Ele explica que a divisão na direita tem origem na deliberação do grupo mais radical dos conservadores, guiado por Olavo de Carvalho, que acreditava que era chegada a hora de aproveitar os movimentos de rua que levaram milhões de manifestantes às ruas, como ocorrido no dia 15 de março de 2015, para destituir todo o sistema político vigente no País.

Segundo José Maria e Silva, os setores liberais, como o de Reinaldo Azevedo e Rodrigo Constantino, pensavam o oposto dos conservadores, isto é, defendiam que era preciso dialogar com a oposição, mesmo que isso significasse sentar à mesma mesa do PSDB, de linhagem socialdemocrata, e dos demais partidos da centro-esquerda moderada. Esta posição teria irritado Olavo de Carvalho e seus seguidores. O filósofo chegou considerar que os liberais teriam traído a vontade das ruas ao aceitarem abrir diálogo com quadros da oposição, como os senadores tucanos Aécio Neves e Aloysio Nunes.

De acordo com José Maria e Silva, o que ele classifica como incipiente direita brasileira padece de um mal que a esquerda sofria antes do aparecimento do PT. Ele explica que o Partido dos Trabalhadores teve a capacidade de abdicar de brigas decorrentes das diferentes interpretações do marxismo em prol de uma unidade partidária, principalmente contra um adversário externo. Noutras palavras, a legenda de Lula e da presidente Dilma Rousseff sempre abrigou contendas ideológicas à esquerda, porém nunca deixou de sinalizar ao público externo que a sigla não havia se tornado uma casa dividida ao ponto de suas correntes beligerantes derrubá-la.

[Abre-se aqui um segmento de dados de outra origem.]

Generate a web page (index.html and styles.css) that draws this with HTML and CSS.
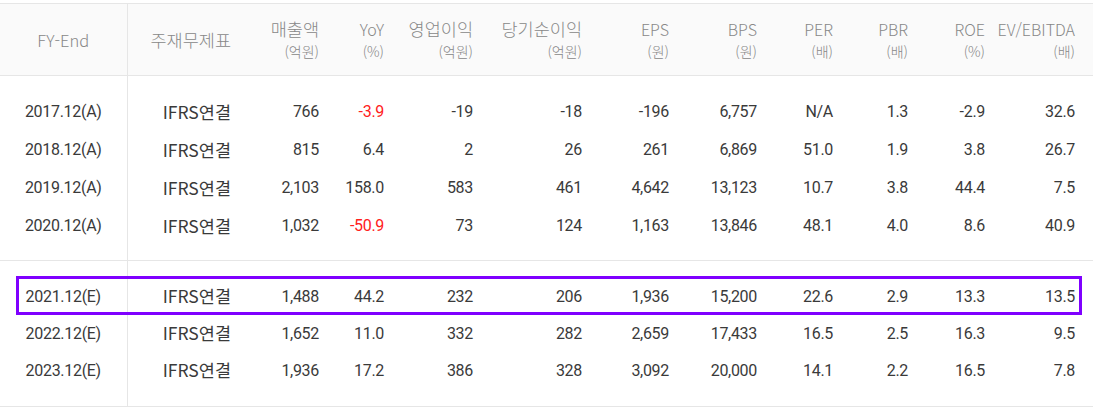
FILE: index.html
```html
<!DOCTYPE html>
<html lang="ko">
<head>
<meta charset="utf-8">
<link rel="stylesheet" href="styles.css">
</head>
<body>
<div class="wrap">
  <table class="fin">
    <colgroup>
      <col class="c0"><col class="c1"><col class="c2"><col class="c3"><col class="c4"><col class="c5">
      <col class="c6"><col class="c7"><col class="c8"><col class="c9"><col class="c10"><col class="c11">
    </colgroup>
    <thead>
      <tr>
        <th class="first"><span class="h1">FY-End</span></th>
        <th><span class="h1 k">주재무제표</span></th>
        <th><span class="h1 k">매출액</span><span class="h2">(억원)</span></th>
        <th><span class="h1">YoY</span><span class="h2">(%)</span></th>
        <th><span class="h1 k">영업이익</span><span class="h2">(억원)</span></th>
        <th><span class="h1 k">당기순이익</span><span class="h2">(억원)</span></th>
        <th><span class="h1">EPS</span><span class="h2">(원)</span></th>
        <th><span class="h1">BPS</span><span class="h2">(원)</span></th>
        <th><span class="h1">PER</span><span class="h2">(배)</span></th>
        <th><span class="h1">PBR</span><span class="h2">(배)</span></th>
        <th><span class="h1">ROE</span><span class="h2">(%)</span></th>
        <th class="last"><span class="h1">EV/EBITDA</span><span class="h2">(배)</span></th>
      </tr>
    </thead>
    <tbody class="grp a">
      <tr class="sp s1"><td class="first"></td><td colspan="11"></td></tr>
      <tr><td class="first">2017.12(A)</td><td class="fs">IFRS연결</td><td>766</td><td class="neg">-3.9</td><td>-19</td><td>-18</td><td>-196</td><td>6,757</td><td>N/A</td><td>1.3</td><td>-2.9</td><td class="last">32.6</td></tr>
      <tr><td class="first">2018.12(A)</td><td class="fs">IFRS연결</td><td>815</td><td>6.4</td><td>2</td><td>26</td><td>261</td><td>6,869</td><td>51.0</td><td>1.9</td><td>3.8</td><td class="last">26.7</td></tr>
      <tr><td class="first">2019.12(A)</td><td class="fs">IFRS연결</td><td>2,103</td><td>158.0</td><td>583</td><td>461</td><td>4,642</td><td>13,123</td><td>10.7</td><td>3.8</td><td>44.4</td><td class="last">7.5</td></tr>
      <tr><td class="first">2020.12(A)</td><td class="fs">IFRS연결</td><td>1,032</td><td class="neg">-50.9</td><td>73</td><td>124</td><td>1,163</td><td>13,846</td><td>48.1</td><td>4.0</td><td>8.6</td><td class="last">40.9</td></tr>
      <tr class="sp s2"><td class="first"></td><td colspan="11"></td></tr>
    </tbody>
    <tbody class="grp b">
      <tr class="sp s3"><td class="first"></td><td colspan="11"></td></tr>
      <tr><td class="first">2021.12(E)</td><td class="fs">IFRS연결</td><td>1,488</td><td>44.2</td><td>232</td><td>206</td><td>1,936</td><td>15,200</td><td>22.6</td><td>2.9</td><td>13.3</td><td class="last">13.5</td></tr>
      <tr><td class="first">2022.12(E)</td><td class="fs">IFRS연결</td><td>1,652</td><td>11.0</td><td>332</td><td>282</td><td>2,659</td><td>17,433</td><td>16.5</td><td>2.5</td><td>16.3</td><td class="last">9.5</td></tr>
      <tr><td class="first">2023.12(E)</td><td class="fs">IFRS연결</td><td>1,936</td><td>17.2</td><td>386</td><td>328</td><td>3,092</td><td>20,000</td><td>14.1</td><td>2.2</td><td>16.5</td><td class="last">7.8</td></tr>
      <tr class="sp s4"><td class="first"></td><td colspan="11"></td></tr>
    </tbody>
  </table>
  <div class="highlight"></div>
</div>
</body>
</html>
```

FILE: styles.css
```css
html, body {
  margin: 0;
  padding: 0;
  background: #ffffff;
}

.wrap {
  position: relative;
  padding-top: 3px;
  width: 1093px;
}

.fin {
  width: 1093px;
  table-layout: fixed;
  border-collapse: collapse;
  font-family: Roboto, "Noto Sans CJK KR", sans-serif;
  font-size: 16px;
  letter-spacing: -0.3px;
  color: #3a3a3a;
}

.c0 { width: 127px; }
.c1 { width: 112px; }
.c2 { width: 88px; }
.c3 { width: 65px; }
.c4 { width: 89px; }
.c5 { width: 109px; }
.c6 { width: 87px; }
.c7 { width: 88px; }
.c8 { width: 76px; }
.c9 { width: 75px; }
.c10 { width: 77px; }
.c11 { width: 100px; }

.fin thead tr {
  height: 72px;
  background: #fafafa;
  border-top: 1px solid #e6e6e6;
  border-bottom: 1px solid #e6e6e6;
}

.fin th {
  font-family: "Noto Sans CJK KR", sans-serif;
  font-weight: 300;
  letter-spacing: 0;
  color: #888888;
  text-align: right;
  padding: 0 8px 0 0;
  vertical-align: middle;
}

.fin th .h1 {
  display: block;
  font-size: 16px;
  line-height: 22px;
}

.fin th .h1.k {
  font-size: 17.5px;
}

.fin th .h2 {
  display: block;
  font-size: 14px;
  line-height: 22px;
}

.fin th.first .h1 {
  font-size: 16.5px;
}

.fin .first {
  text-align: center;
  padding: 0;
  border-right: 1px solid #e6e6e6;
}

.fin .last {
  padding-right: 18px;
}

.fin td {
  text-align: right;
  padding: 0 8px 0 0;
  vertical-align: middle;
  white-space: nowrap;
}

.fin td.first {
  text-align: center;
  padding: 0;
}

.fin td.fs {
  font-family: "Noto Sans CJK KR", sans-serif;
  font-size: 17.5px;
  letter-spacing: 0;
  line-height: 1;
}

.fin .neg {
  color: #ff2020;
}

.grp.a tr { height: 38px; }
.grp.b tr { height: 37px; }
.grp.a { border-bottom: 1px solid #e6e6e6; }
.grp.b { border-bottom: 1px solid #e6e6e6; }

.grp tr.s1 { height: 17px; }
.grp tr.s2 { height: 16px; }
.grp tr.s3 { height: 17px; }
.grp tr.s4 { height: 18px; }

.highlight {
  position: absolute;
  left: 16px;
  top: 276px;
  width: 1066px;
  height: 39px;
  box-sizing: border-box;
  border: 3px solid #7f00ff;
  pointer-events: none;
}
```
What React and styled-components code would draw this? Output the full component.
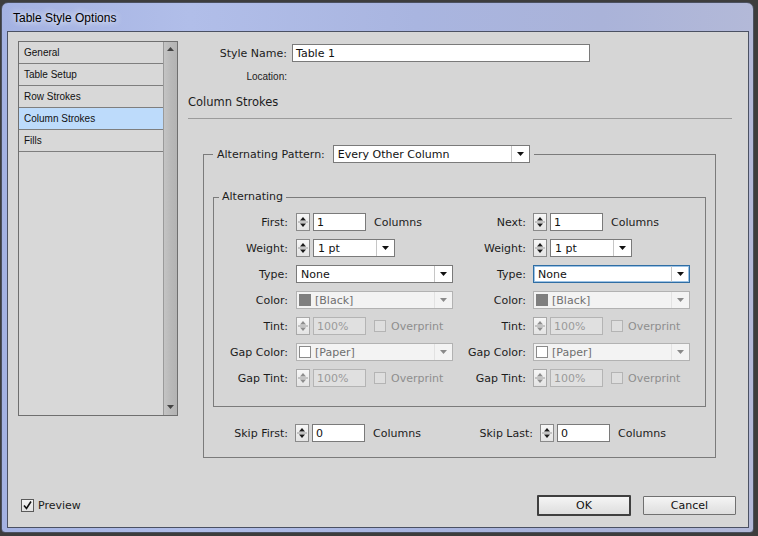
import React from 'react';
import styled, { createGlobalStyle } from 'styled-components';

const GlobalStyle = createGlobalStyle`
    html, body {
        margin: 0;
        padding: 0;
    }
    body {
        width: 758px;
        height: 536px;
        overflow: hidden;
        background: #3d3d3d;
        font-family: "DejaVu Sans", Tahoma, sans-serif;
        font-size: 11px;
        color: #1c1c1c;
    }
    * {
        box-sizing: border-box;
    }
`;

function Spinner({ disabled }) {
    return (
        <SpinBox $disabled={disabled}>
            <svg width="12" height="16" viewBox="0 0 12 16">
                <path d="M3 6.5h6L6 3z" />
                <line x1="1" y1="8" x2="11" y2="8" />
                <path d="M3 9.5h6L6 13z" />
            </svg>
        </SpinBox>
    );
}

function Select({ width, muted, focused, swatch, children }) {
    return (
        <SelectBox $width={width} $muted={muted} $focused={focused}>
            {swatch && <Swatch $color={swatch} />}
            <SelectText>{children}</SelectText>
            <ArrowCell $muted={muted}>
                <svg width="7" height="4" viewBox="0 0 7 4">
                    <path d="M0 0h7L3.5 4z" />
                </svg>
            </ArrowCell>
        </SelectBox>
    );
}

function NumberField({ value, disabled }) {
    return (
        <Controls>
            <Spinner disabled={disabled} />
            <TextInput $width={53} $disabled={disabled}>{value}</TextInput>
        </Controls>
    );
}

function StrokeColumn({ count, countLabel, gap, typeFocused }) {
    return (
        <FormGrid $gap={gap}>
            <Label>{countLabel}</Label>
            <Controls>
                <NumberField value={count} />
                <Unit>Columns</Unit>
            </Controls>

            <Label>Weight:</Label>
            <Controls>
                <Spinner />
                <Select width={82}>1 pt</Select>
            </Controls>

            <Label>Type:</Label>
            <Select width={157} focused={typeFocused}>None</Select>

            <Label>Color:</Label>
            <Select width={157} muted swatch="#7f7f7f">[Black]</Select>

            <Label>Tint:</Label>
            <Controls>
                <NumberField value="100%" disabled />
                <Overprint><Box />Overprint</Overprint>
            </Controls>

            <Label>Gap Color:</Label>
            <Select width={157} muted swatch="#ffffff">[Paper]</Select>

            <Label>Gap Tint:</Label>
            <Controls>
                <NumberField value="100%" disabled />
                <Overprint><Box />Overprint</Overprint>
            </Controls>
        </FormGrid>
    );
}

function App() {
    const pages = ['General', 'Table Setup', 'Row Strokes', 'Column Strokes', 'Fills'];

    return (
        <>
            <GlobalStyle />
            <Window>
                <TitleBar>Table Style Options</TitleBar>
                <Client>
                    <Body>
                        <PageList>
                            <PageItems>
                                {pages.map((p) => (
                                    <PageItem key={p} $selected={p === 'Column Strokes'}>{p}</PageItem>
                                ))}
                            </PageItems>
                            <ScrollBar>
                                <svg width="7" height="4" viewBox="0 0 7 4"><path d="M0 4h7L3.5 0z" /></svg>
                                <svg width="7" height="4" viewBox="0 0 7 4"><path d="M0 0h7L3.5 4z" /></svg>
                            </ScrollBar>
                        </PageList>

                        <Main>
                            <NameRow>
                                <Label $width={99}>Style Name:</Label>
                                <TextInput $width={298}>Table 1</TextInput>
                            </NameRow>
                            <LocationRow>Location:</LocationRow>
                            <SectionTitle>Column Strokes</SectionTitle>
                            <Rule />

                            <OuterGroup>
                                <Legend>
                                    <Controls $gap={8}>
                                        Alternating Pattern:
                                        <Select width={197}>Every Other Column</Select>
                                    </Controls>
                                </Legend>

                                <InnerGroup>
                                    <SmallLegend>Alternating</SmallLegend>
                                    <Columns>
                                        <StrokeColumn countLabel="First:" count="1" gap={8} />
                                        <StrokeColumn countLabel="Next:" count="1" gap={7} typeFocused />
                                    </Columns>
                                </InnerGroup>

                                <SkipRow>
                                    <SkipCell>
                                        <Label>Skip First:</Label>
                                        <Controls>
                                            <NumberField value="0" />
                                            <Unit>Columns</Unit>
                                        </Controls>
                                    </SkipCell>
                                    <SkipCell>
                                        <Label>Skip Last:</Label>
                                        <Controls>
                                            <NumberField value="0" />
                                            <Unit>Columns</Unit>
                                        </Controls>
                                    </SkipCell>
                                </SkipRow>
                            </OuterGroup>
                        </Main>
                    </Body>

                    <Footer>
                        <Preview>
                            <CheckBox>
                                <svg width="11" height="11" viewBox="0 0 11 11">
                                    <path d="M2 5.5l2.5 3L9 1.5" />
                                </svg>
                            </CheckBox>
                            Preview
                        </Preview>
                        <Buttons>
                            <Button $default>OK</Button>
                            <Button>Cancel</Button>
                        </Buttons>
                    </Footer>
                </Client>
            </Window>
        </>
    );
}

export default App;

const Window = styled.div`
    margin: 2px 0 0 1px;
    width: 753px;
    height: 531px;
    padding: 0 4px 4px 5px;
    border: 1px solid #4b505f;
    border-radius: 7px 7px 4px 4px;
    background: linear-gradient(90deg, #a4b2e2 0%, #b1bee9 25%, #a9b5e0 55%, #aab3d9 80%, #b3b9d8 100%);
    display: flex;
    flex-direction: column;
`;

const TitleBar = styled.div`
    height: 28px;
    line-height: 28px;
    padding: 1px 0 0 6px;
    font-family: "Liberation Sans", Arial, sans-serif;
    font-size: 12px;
    color: #000;
    text-shadow: 0 0 6px rgba(255, 255, 255, 0.9), 0 0 10px rgba(255, 255, 255, 0.6);
`;

const Client = styled.div`
    flex: 1;
    display: flex;
    flex-direction: column;
    justify-content: space-between;
    padding: 9px 12px 11px 10px;
    border: 1px solid #4b5163;
    background: #d6d6d6;
`;

const Body = styled.div`
    display: flex;
    gap: 10px;
`;

const PageList = styled.div`
    width: 160px;
    height: 375px;
    display: flex;
    border: 1px solid #6f6f6f;
    background: #d8d8d8;
`;

const PageItems = styled.div`
    flex: 1;
`;

const PageItem = styled.div`
    height: 22px;
    line-height: 22px;
    padding-left: 5px;
    border-bottom: 1px solid #7e7e7e;
    font-family: "Liberation Sans", Arial, sans-serif;
    font-size: 10px;
    color: #111;
    background: ${({ $selected }) => ($selected ? '#bddbfb' : 'transparent')};
`;

const ScrollBar = styled.div`
    width: 14px;
    display: flex;
    flex-direction: column;
    justify-content: space-between;
    align-items: center;
    padding: 5px 0 6px;
    border-left: 1px solid #9a9a9a;
    background: linear-gradient(90deg, #c4c4c4, #b9b9b9 50%, #b3b3b3);

    svg path {
        fill: #444;
    }
`;

const Main = styled.div`
    flex: 1;
    padding-right: 4px;
`;

const NameRow = styled.div`
    margin-top: 3px;
    display: flex;
    align-items: center;
    gap: 5px;
`;

const Label = styled.span`
    width: ${({ $width }) => ($width ? `${$width}px` : 'auto')};
    text-align: right;
    white-space: nowrap;
`;

const LocationRow = styled.div`
    margin-top: 9px;
    width: 99px;
    text-align: right;
    line-height: 12px;
    font-family: "Liberation Sans", Arial, sans-serif;
    font-size: 10px;
`;

const SectionTitle = styled.div`
    margin-top: 12px;
    line-height: 14px;
    font-size: 11.5px;
`;

const Rule = styled.div`
    margin-top: 9px;
    height: 1px;
    background: #9b9b9b;
`;

const OuterGroup = styled.fieldset`
    margin: 26px 0 0 15px;
    width: 513px;
    padding: 0 9px 15px;
    border: 1px solid #7b7b7b;
    min-width: 0;
`;

const Legend = styled.legend`
    padding: 0 4px;
`;

const InnerGroup = styled.fieldset`
    margin: 27px 0 0;
    padding: 9px 0 19px;
    border: 1px solid #7b7b7b;
    min-width: 0;
`;

const SmallLegend = styled.legend`
    margin-left: 5px;
    padding: 0 3px;
    line-height: 14px;
`;

const Columns = styled.div`
    display: grid;
    grid-template-columns: 238px 1fr;
`;

const FormGrid = styled.div`
    display: grid;
    grid-template-columns: 74px auto;
    grid-auto-rows: 18px;
    column-gap: ${({ $gap }) => $gap}px;
    row-gap: 8px;
    align-items: center;
    justify-items: start;

    & > ${Label} {
        justify-self: end;
    }
`;

const Controls = styled.div`
    display: flex;
    align-items: center;
    gap: ${({ $gap }) => ($gap ? `${$gap}px` : '3px')};
    white-space: nowrap;
`;

const Unit = styled.span`
    margin-left: 5px;
`;

const SpinBox = styled.span`
    width: 14px;
    height: 18px;
    display: flex;
    align-items: center;
    justify-content: center;
    border: 1px solid ${({ $disabled }) => ($disabled ? '#a9a9a9' : '#8a8a8a')};
    background: linear-gradient(#f7f7f7, #e4e4e4);

    path {
        fill: ${({ $disabled }) => ($disabled ? '#8e8e8e' : '#1a1a1a')};
    }
    line {
        stroke: #9a9a9a;
        stroke-width: 1;
    }
`;

const TextInput = styled.span`
    width: ${({ $width }) => $width}px;
    height: 18px;
    line-height: 17px;
    padding-left: 3px;
    border: 1px solid ${({ $disabled }) => ($disabled ? '#b4b4b4' : '#7a7a7a')};
    background: ${({ $disabled }) => ($disabled ? '#e0e0e0' : '#ffffff')};
    color: ${({ $disabled }) => ($disabled ? '#9a9a9a' : '#111')};
`;

const SelectBox = styled.span`
    width: ${({ $width }) => $width}px;
    height: 18px;
    display: flex;
    align-items: stretch;
    border: 1px solid ${({ $muted, $focused }) => ($focused ? '#2f6da3' : $muted ? '#b2b2b2' : '#7a7a7a')};
    box-shadow: ${({ $focused }) => ($focused ? 'inset 0 0 0 1px #9cc3e6' : 'none')};
    background: ${({ $muted }) => ($muted ? '#f3f3f3' : '#ffffff')};
    color: ${({ $muted }) => ($muted ? '#6f6f6f' : '#111')};
`;

const Swatch = styled.span`
    width: 12px;
    height: 12px;
    margin: 2px 0 0 2px;
    border: 1px solid ${({ $color }) => ($color === '#ffffff' ? '#8a8a8a' : '#7f7f7f')};
    background: ${({ $color }) => $color};
`;

const SelectText = styled.span`
    flex: 1;
    padding-left: 4px;
    line-height: 17px;
    white-space: nowrap;
`;

const ArrowCell = styled.span`
    width: 18px;
    display: flex;
    align-items: center;
    justify-content: center;
    border-left: 1px solid ${({ $muted }) => ($muted ? '#e2e2e2' : '#c6c6c6')};

    path {
        fill: ${({ $muted }) => ($muted ? '#8a8a8a' : '#111')};
    }
`;

const Overprint = styled.span`
    margin-left: 5px;
    display: flex;
    align-items: center;
    gap: 5px;
    color: #8e8e8e;
`;

const Box = styled.span`
    width: 12px;
    height: 12px;
    border: 1px solid #b4b4b4;
    background: #dedede;
`;

const SkipRow = styled.div`
    margin-top: 17px;
    display: grid;
    grid-template-columns: 245px 1fr;
    padding-left: 1px;
`;

const SkipCell = styled.div`
    display: grid;
    grid-template-columns: 74px auto;
    column-gap: 7px;
    align-items: center;
    justify-items: start;

    & > ${Label} {
        justify-self: end;
    }
`;

const Footer = styled.div`
    display: flex;
    align-items: center;
    justify-content: space-between;
`;

const Preview = styled.label`
    margin-left: 3px;
    display: flex;
    align-items: center;
    gap: 4px;
`;

const CheckBox = styled.span`
    width: 13px;
    height: 13px;
    display: flex;
    align-items: center;
    justify-content: center;
    border: 1px solid #5a5a5a;
    background: linear-gradient(#f4f4f4, #e2e2e2);

    path {
        fill: none;
        stroke: #111;
        stroke-width: 1.6;
    }
`;

const Buttons = styled.div`
    display: flex;
    align-items: center;
    gap: 12px;
`;

const Button = styled.button`
    width: ${({ $default }) => ($default ? '94px' : '93px')};
    height: ${({ $default }) => ($default ? '21px' : '19px')};
    padding: 0;
    border: ${({ $default }) => ($default ? '2px solid #3f3f3f' : '1px solid #707070')};
    border-radius: 1px;
    background: linear-gradient(#f5f5f5, #e9e9e9 50%, #dedede);
    font-family: "DejaVu Sans", Tahoma, sans-serif;
    font-size: 11px;
    color: #111;
`;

“Inteligentemente, o PT se tornou uma espécie de guarda-chuva da esquerda, aceitando em seus quadros desde religiosos carolas, marxistas ateus e socialistas democráticos. Lá dentro as correntes internas se digladiam, mas o público externo que assiste as contendas enxergava tudo aquilo como o PT. A direita atual precisaria aprender isso com os petistas, ou seja, a briga entre o grupo de Olavo de Carvalho e os liberais acontece em um momento em que há um inimigo em comum muito maior para se combater, que é a esquerda que está no poder”, afirma.